Most well-designed tables that reach 3NF are already in BCNF. The gap between the two forms only appears when a table has multiple overlapping candidate keys with shared columns. In a typical schema where each table has one primary key and no overlapping candidates, 3NF and BCNF are identical.

For transactional systems where data gets updated frequently, higher normalization levels like BCNF pay off by preventing the update anomalies described above. Recent empirical research challenges the old assumption that denormalized (less normalized) schemas are faster for read-heavy workloads. Even for smaller databases, the storage penalty from redundant data in lower normal forms tends to outweigh the performance cost of joining normalized tables. The conventional wisdom that “denormalize for speed” is less reliable than many practitioners assume.

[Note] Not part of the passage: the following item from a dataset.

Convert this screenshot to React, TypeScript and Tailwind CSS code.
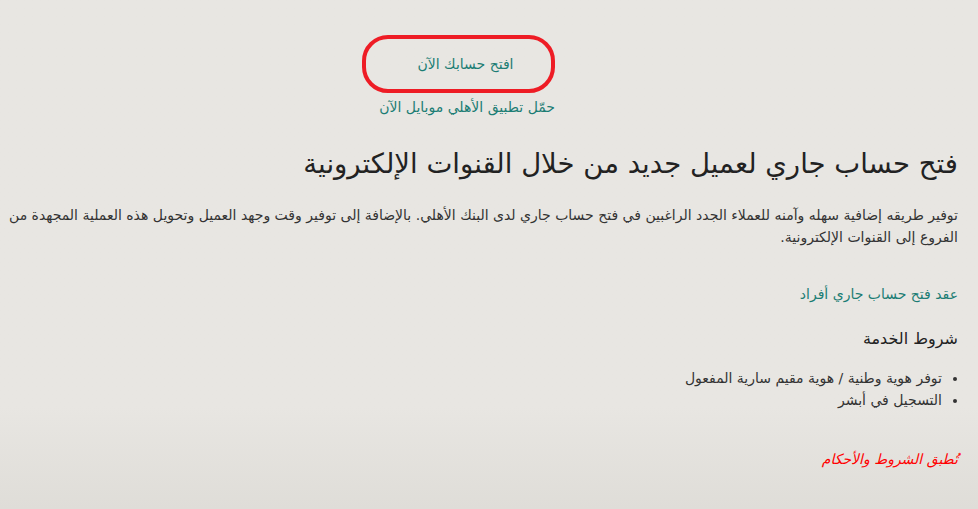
export default function App() {
  return (
    <div
      dir="rtl"
      className="min-h-[509px] w-full bg-gradient-to-b from-[#e8e6e2] from-80% to-[#dfddd8] pl-2 pr-[20px] pt-[35px] text-[#333] [font-family:'DejaVu_Sans',Tahoma,sans-serif]"
    >
      <div className="mr-[403px] flex w-[200px] flex-col">
        <div className="flex h-[58px] w-[193px] items-center justify-center rounded-[26px] border-4 border-[#ee1c25] pl-[14px]">
          <span className="text-[14px] text-[#1b7d74]">افتح حسابك الآن</span>
        </div>
        <a href="#" className="mt-[4px] text-[14px] leading-5 text-[#1b7d74]">
          حمّل تطبيق الأهلي موبايل الآن
        </a>
      </div>

      <h1 className="mt-[26px] text-[27.5px] leading-[40px] font-normal text-[#222]">
        فتح حساب جاري لعميل جديد من خلال القنوات الإلكترونية
      </h1>

      <p className="mt-[21px] text-[14px] leading-[22px] text-[#333]">
        توفير طريقه إضافية سهله وآمنه للعملاء الجدد الراغبين في فتح حساب جاري لدى البنك الأهلي. بالإضافة إلى توفير وقت وجهد العميل وتحويل هذه العملية المجهدة من الفروع إلى القنوات الإلكترونية.
      </p>

      <a href="#" className="mt-[36px] block text-[14px] leading-5 text-[#1b7d74]">
        عقد فتح حساب جاري أفراد
      </a>

      <h3 className="mt-[23px] text-[16px] leading-6 font-normal text-[#222]">شروط الخدمة</h3>

      <ul className="mt-[16px] list-disc pr-[16px] text-[14px] leading-[22px] text-[#333]">
        <li>توفر هوية وطنية / هوية مقيم سارية المفعول</li>
        <li>التسجيل في أبشر</li>
      </ul>

      <p className="mt-[38px] text-[14px] italic text-[#ff0000]">تُطبق الشروط والأحكام</p>
    </div>
  );
}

That said, BCNF is rarely discussed as a hard requirement in production environments. Most teams aim for 3NF and only address BCNF violations when they notice actual anomalies in their data. If your tables have straightforward single-column primary keys and no overlapping candidate keys, you’re likely already in BCNF without trying.

BCNF at a Glance

The normalization levels build on each other. A table in BCNF is automatically in 3NF, 2NF, and 1NF. The progression looks like this:

  • 1NF: Every column holds a single value, no repeating groups.
  • 2NF: No partial dependencies on a composite key.
  • 3NF: No non-key column depends on another non-key column (no transitive dependencies).
  • BCNF: Every determinant in the table is a candidate key. No exceptions.

BCNF was proposed by Raymond Boyce and Edgar Codd after Codd’s foundational 1972 paper on normalization. They recognized that the original definition of 3NF left a loophole: it allowed certain dependencies involving parts of candidate keys to persist, which could still cause redundancy. BCNF closes that loophole with a single, clean rule.